永遠のジャック&ローズ

すみません、コリンチャンスのサポーターにまぎれて、日本にいます!しかしどうにも、寒くて体が動きません!


そんなわけで日本に行くまでの話でも記録しておきます。何やかやで南半球への往復も7回目となる自分ですが、今回は初めて!!!太平洋ルート、米国経由の飛行機に乗りました。だって安かったんだもん。安い理由はいくつかあって、そもそも人口2億人を超える南米最大勢力・ブラジル人に不人気。彼ら、事前にビザというか領事館レターか何かがいるみたいなんですね。実際、米国経由って必ず入国審査を受けなきゃいけないんだけど、「ほんとうは家族全員分のビザがいるんだけどひとり分しかない」的な押し問答をして行列を塞いでいる輩が何人もいた。でも結局通してもらってるっぽかったから違うのかもしれないけど。逆にアメリカさん、奴らにはもうちょっと明確にレクチャーしてあげてください。

そして次の理由として、特にユ●イテッド航空は座席が狭い。死ぬほど狭い。
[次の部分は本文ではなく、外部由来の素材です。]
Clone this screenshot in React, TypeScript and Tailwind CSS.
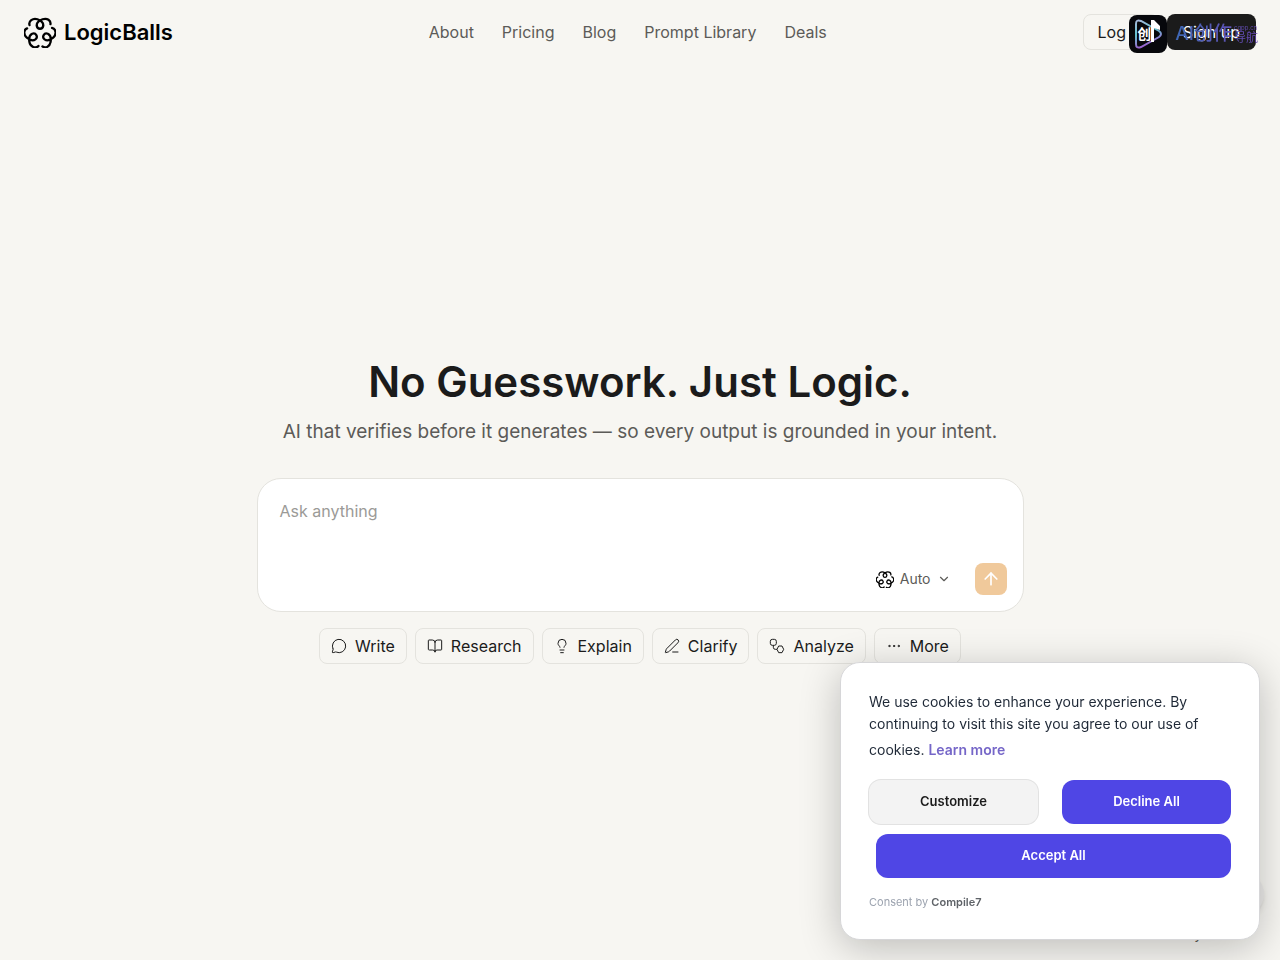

世界の成人の大半よりも小柄な日本人女性で、かつ足も短くがっしりした自分ですら、デフォルトポジションで前の席に膝がつくくらい狭い。100ドル追加すればようやくルフ●ハンザの通常エコノミーくらいの座席になるんだけど、それもなんだか、ねえ。騙されてるみたいで。
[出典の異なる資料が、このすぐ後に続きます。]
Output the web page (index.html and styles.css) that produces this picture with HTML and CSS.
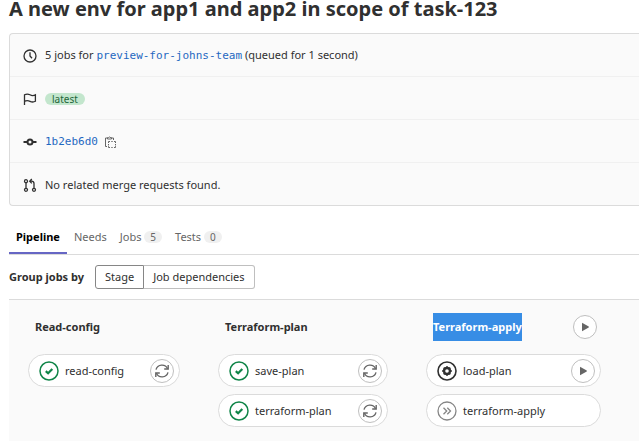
FILE: index.html
```html
<!DOCTYPE html>
<html lang="en">
<head>
  <meta charset="UTF-8">
  <meta name="viewport" content="width=device-width, initial-scale=1.0">
  <title>A new env for app1 and app2 in scope of task-123</title>
  <link rel="stylesheet" href="styles.css">
</head>
<body>
  <svg class="sprite" aria-hidden="true">
    <symbol id="check" viewBox="0 0 20 20">
      <circle cx="10" cy="10" r="9" fill="none" stroke="currentColor" stroke-width="1.5"/>
      <path d="M6.8 10.1l2.3 2.2 4.2-4.400" fill="none" stroke="currentColor" stroke-width="2.200"/>
    </symbol>
    <symbol id="manual" viewBox="0 0 20 20">
      <circle cx="10" cy="10" r="9" fill="none" stroke="currentColor" stroke-width="1.6"/>
      <circle cx="10" cy="10" r="3" fill="none" stroke="currentColor" stroke-width="2.4"/>
      <path d="M10 5.3v9.4M5.3 10h9.4M6.7 6.7l6.6 6.6M13.3 6.7l-6.6 6.6" stroke="currentColor" stroke-width="1.8"/>
      <circle cx="10" cy="10" r="1.8" fill="#fff"/>
    </symbol>
    <symbol id="skipped" viewBox="0 0 20 20">
      <circle cx="10" cy="10" r="9" fill="none" stroke="currentColor" stroke-width="1.3"/>
      <path d="M6.5 6.8l3.2 3.2-3.2 3.2M10.3 6.8l3.2 3.2-3.2 3.2" fill="none" stroke="currentColor" stroke-width="1.3"/>
    </symbol>
    <symbol id="retry" viewBox="0 0 14 14">
      <path d="M1 5.600A6.200 6.200 0 0 1 12.600 4.700M13 8.400A6.200 6.200 0 0 1 1.400 9.300" fill="none" stroke="currentColor" stroke-width="1.4"/>
      <path d="M13.200 1v4H9.200M.8 13V9h4" fill="none" stroke="currentColor" stroke-width="1.4"/>
    </symbol>
    <symbol id="play" viewBox="0 0 14 14">
      <path d="M4 3.200v7.600q0 .5.5.3l6.200-3.700q.5-.4 0-.8L4.500 2.900q-.5-.2-.5.3z" fill="currentColor"/>
    </symbol>
  </svg>

  <h1 class="title">A new env for app1 and app2 in scope of task-123</h1>

  <div class="info-box">
    <div class="info-row">
      <svg class="icon" viewBox="0 0 14 14"><circle cx="7" cy="7" r="6"/><path d="M7 3.200V7l2 2.300"/></svg>
      <span>5 jobs for <a class="mono" href="#">preview-for-johns-team</a> (queued for 1 second)</span>
    </div>
    <div class="info-row">
      <svg class="icon" viewBox="0 0 14 14"><path d="M1.500 13V2.800Q4.300 1.300 7 2.800T12.400 2.800V9.300Q9.800 10.700 7 9.300T1.500 9.300"/></svg>
      <span class="label">latest</span>
    </div>
    <div class="info-row">
      <svg class="icon thick" viewBox="0 0 14 14"><circle cx="7" cy="7" r="2.500"/><path d="M.5 7h4M9.500 7h4"/></svg>
      <a class="mono" href="#">1b2eb6d0</a>
      <button class="copy" type="button" aria-label="Copy commit SHA">
        <svg viewBox="0 0 12 12"><path d="M3 10.500H1.500V2H3M8 2h1.500v2M3.500 3V1.500h1q.8-1.200 1.600 0h1.400V3z"/><path d="M4.500 7V5.500H6M7.300 5.500h1.400M10 5.500h1.500V7M11.500 8v1.400M11.500 10.200v1.300H10M8.700 11.500H7.300M6 11.500H4.500v-1.300M4.500 9.400V8"/></svg>
      </button>
    </div>
    <div class="info-row">
      <svg class="icon" viewBox="0 0 14 14"><circle cx="3" cy="3.200" r="1.500"/><circle cx="3" cy="11.800" r="1.500"/><circle cx="11" cy="11.800" r="1.500"/><path d="M3 4.700v5.600M11 10.300V5.500Q11 3.200 8.500 3.200H7M8.800 1L6.700 3.200l2.100 2.200"/></svg>
      <span>No related merge requests found.</span>
    </div>
  </div>

  <nav class="tabs">
    <a class="tab active" href="#">Pipeline</a>
    <a class="tab" href="#">Needs</a>
    <a class="tab" href="#">Jobs <span class="badge">5</span></a>
    <a class="tab" href="#">Tests <span class="badge">0</span></a>
  </nav>

  <div class="group-by">
    <strong>Group jobs by</strong>
    <div class="btn-group">
      <button class="btn selected" type="button">Stage</button>
      <button class="btn" type="button">Job dependencies</button>
    </div>
  </div>

  <div class="graph">
    <section class="stage">
      <div class="stage-header"><h2>Read-config</h2></div>
      <div class="job">
        <svg class="status success"><use href="#check"/></svg>
        <span class="job-name">read-config</span>
        <button class="action" type="button" aria-label="Retry"><svg><use href="#retry"/></svg></button>
      </div>
    </section>
    <section class="stage">
      <div class="stage-header"><h2>Terraform-plan</h2></div>
      <div class="job">
        <svg class="status success"><use href="#check"/></svg>
        <span class="job-name">save-plan</span>
        <button class="action" type="button" aria-label="Retry"><svg><use href="#retry"/></svg></button>
      </div>
      <div class="job">
        <svg class="status success"><use href="#check"/></svg>
        <span class="job-name">terraform-plan</span>
        <button class="action" type="button" aria-label="Retry"><svg><use href="#retry"/></svg></button>
      </div>
    </section>
    <section class="stage">
      <div class="stage-header">
        <h2 class="highlight">Terraform-apply</h2>
        <button class="action" type="button" aria-label="Run all"><svg><use href="#play"/></svg></button>
      </div>
      <div class="job">
        <svg class="status manual"><use href="#manual"/></svg>
        <span class="job-name">load-plan</span>
        <button class="action" type="button" aria-label="Run"><svg><use href="#play"/></svg></button>
      </div>
      <div class="job">
        <svg class="status skipped"><use href="#skipped"/></svg>
        <span class="job-name">terraform-apply</span>
      </div>
    </section>
  </div>
</body>
</html>
```

FILE: styles.css
```css
* {
  box-sizing: border-box;
}
body {
  margin: 0;
  padding-left: 9px;
  font-family: "Noto Sans", sans-serif;
  font-size: 11px;
  line-height: 16px;
  color: #303030;
  background: #fff;
  overflow-x: hidden;
}
a {
  color: #1f68c1;
  text-decoration: none;
}
button {
  font: inherit;
  color: inherit;
  cursor: pointer;
}
.sprite {
  display: none;
}
.title {
  margin: 0 0 16px;
  font-size: 20px;
  line-height: 17px;
  white-space: nowrap;
}
.info-box {
  border: 1px solid #dbdbdb;
  border-right: 0;
  border-radius: 4px 0 0 4px;
  background: #fafafa;
}
.info-row {
  display: flex;
  align-items: center;
  height: 43px;
  padding: 1px 0 0 13px;
  border-bottom: 1px solid #f0f0f0;
}
.info-row:last-child {
  height: 42px;
  border-bottom: 0;
}
.icon {
  width: 14px;
  height: 14px;
  margin-right: 8px;
  fill: none;
  stroke: #303030;
  stroke-width: 1.3;
}
.icon.thick {
  stroke-width: 2;
}
.mono {
  font-family: "DejaVu Sans Mono", monospace;
}
.label {
  padding: 0 7px;
  border-radius: 6px;
  font-size: 10px;
  line-height: 12px;
  color: #24663b;
  background: #c3e6cd;
}
.copy {
  display: flex;
  margin-left: 6px;
  padding: 0;
  border: 0;
  background: none;
}
.copy svg {
  width: 12px;
  height: 12px;
  fill: none;
  stroke: #666;
}
.tabs {
  display: flex;
  gap: 1px;
  margin-top: 18px;
  border-bottom: 1px solid #dbdbdb;
}
.tab {
  padding: 5px 6px 7px;
  border-bottom: 2px solid transparent;
  color: #666;
}
.tab.active {
  padding: 5px 7px 7px;
  border-color: #6666c4;
  font-weight: bold;
  color: #000;
}
.badge {
  display: inline-block;
  padding: 0 6px;
  border-radius: 6px;
  font-size: 10px;
  line-height: 12px;
  background: #f0f0f0;
}
.group-by {
  display: flex;
  align-items: center;
  gap: 11px;
  padding: 10px 0;
}
.btn-group {
  display: flex;
}
.btn {
  height: 24px;
  padding: 0 9px;
  border: 1px solid #bfbfbf;
  border-left: 0;
  border-radius: 0 3px 3px 0;
  background: #fff;
}
.btn.selected {
  border: 1px solid #868686;
  border-radius: 3px 0 0 3px;
}
.graph {
  display: grid;
  grid-template-columns: 152px 170px 175px;
  gap: 38px;
  min-height: 142px;
  padding: 13px 0 13px 19px;
  border-top: 1px solid #dbdbdb;
  background: #fafafa;
}
.stage {
  display: flex;
  flex-direction: column;
  gap: 7px;
}
.stage-header {
  display: flex;
  align-items: center;
  justify-content: space-between;
  height: 28px;
  margin-bottom: 6px;
  padding: 0 4px 0 7px;
}
h2 {
  margin: 0;
  font-size: 11px;
  line-height: 28px;
}
.highlight {
  color: #fff;
  background: #378de5;
}
.job {
  display: flex;
  align-items: center;
  height: 33px;
  padding: 0 5px 0 10px;
  border: 1px solid #dbdbdb;
  border-radius: 17px;
  background: #fff;
}
.job-name {
  flex: 1;
  margin-left: 6px;
}
.status {
  width: 20px;
  height: 20px;
}
.success {
  color: #108548;
}
.manual {
  color: #303030;
}
.skipped {
  color: #868686;
}
.action {
  display: flex;
  align-items: center;
  justify-content: center;
  width: 24px;
  height: 24px;
  padding: 0;
  border: 1px solid #bfbfbf;
  border-radius: 50%;
  color: #666;
  background: #fff;
}
.action svg {
  width: 14px;
  height: 14px;
}
```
しかしユナ●テッドにもいいことがあって、なんと!!! クラシック映画として『タイタニック』が入っていたのだ。これはいい。眠れないロングフライトでは最強の時間つぶしアイテムである。なにしろ映画館と実家に今もあるはずのビデオとTV放映で何回も見ているので筋もわかっていて、だから途中で少々居眠りしても何ら問題はない。…そんなわけで、かれこれ10年ぶりくらいに『タイタニック』をほぼ全編観た。いや、合コンから帰った金曜の夜に、船が沈むところだけ何度も観てたんだけど、ほぼ全編は久しぶりだった気がする。


さて、実は3D版で今年公開されたらしい『タイタニック』、改めて見ればやはり傑作だった。冒頭の潜水艦メンバーは記憶のイメージよりずっと腹黒い感じだったし、老ローズと娘(孫?)の態度のデカさも気になるし、「何でローズはこいつじゃダメなんだろう、結構ガッツも追い詰められた時のサバイバル力もあるし、ローズの事は好きっぽいじゃん」という印象だった婚約者のキャルドンはよく見たら“ちゃぶ台ひっくり返す系”のDV野郎でやっぱりないな、ということがわかったし。そしてやはり泣けるのだ。私はもう、これから沈みゆく船を想って冒頭のセピア色の実写映像から泣いた。終盤の泣きのシーンを代表する弦楽器チームが最初に出てきたシーンでも泣いた。ちなみにあの、船首でふたりがキスをする有名なシーンはたぶん初見じゃなくて、リピートすればするほど泣けるシーンだと思う。それから起きる出来事がわかっているから、あの幸せな雰囲気に涙が出るんだよね。ちなみに、当時は未だ華奢な美少年系だったレオナルド・ディカプリオに比べてあまりにもデ●なケイト・ウィンスレットの体型も、リピート4回目以降くらいからは何とも思わなくなった。少なくとも例えばクレア・デーンズの体型だったら、氷山に近い冷たい海の水に腰までつかりながら船の中を歩き回ったり、しかもそこでガラスを割って斧を振り回したり、降ろされるボートから無理矢理船に飛び移ったりというような体力勝負の場面が説得力なくなるような気がして仕方ない。だから今見ればローズは、もう最初から美女だったりもする。


…はたして、「まだあと5時間もあるのか…」と思っていた残りフライト時間はあっという間に2時間を切った。前半はちょいちょい居眠りをしながら見飛ばしていたけれど、氷山衝突後は、それまでもちょこちょこセリフがあったり思わせぶりにジャックとローズのそばを通り過ぎたりしていたエキストラ達が、文字通りゴミのように死んでいく様子にただただ呆然としているうちに、時間は経ってしまう。今回も、演奏を続ける弦楽器チームに涙していたり、航海士の自殺に呆然としたりしているうちに、気づいたら船が垂直に海面に沈んでいた。ちなみにこの映画の主役は、やっぱり「処女航海で沈んだ船」なんだと思う。実は、ジャックとローズは船の存在を等身大に見せるためのナビゲーター。船の沈みっぷりにこそ私は何度でも唖然とし、イメージの世界の中でふたたび船が往年の輝かしい姿を取り戻すラストシーンに、また涙するのだ。


それにしてもタイタニックは公開後15年経った今もなお、麻薬である。これほど簡単に時間がつぶれるものはない。私は帰りにも見るよ、きっと。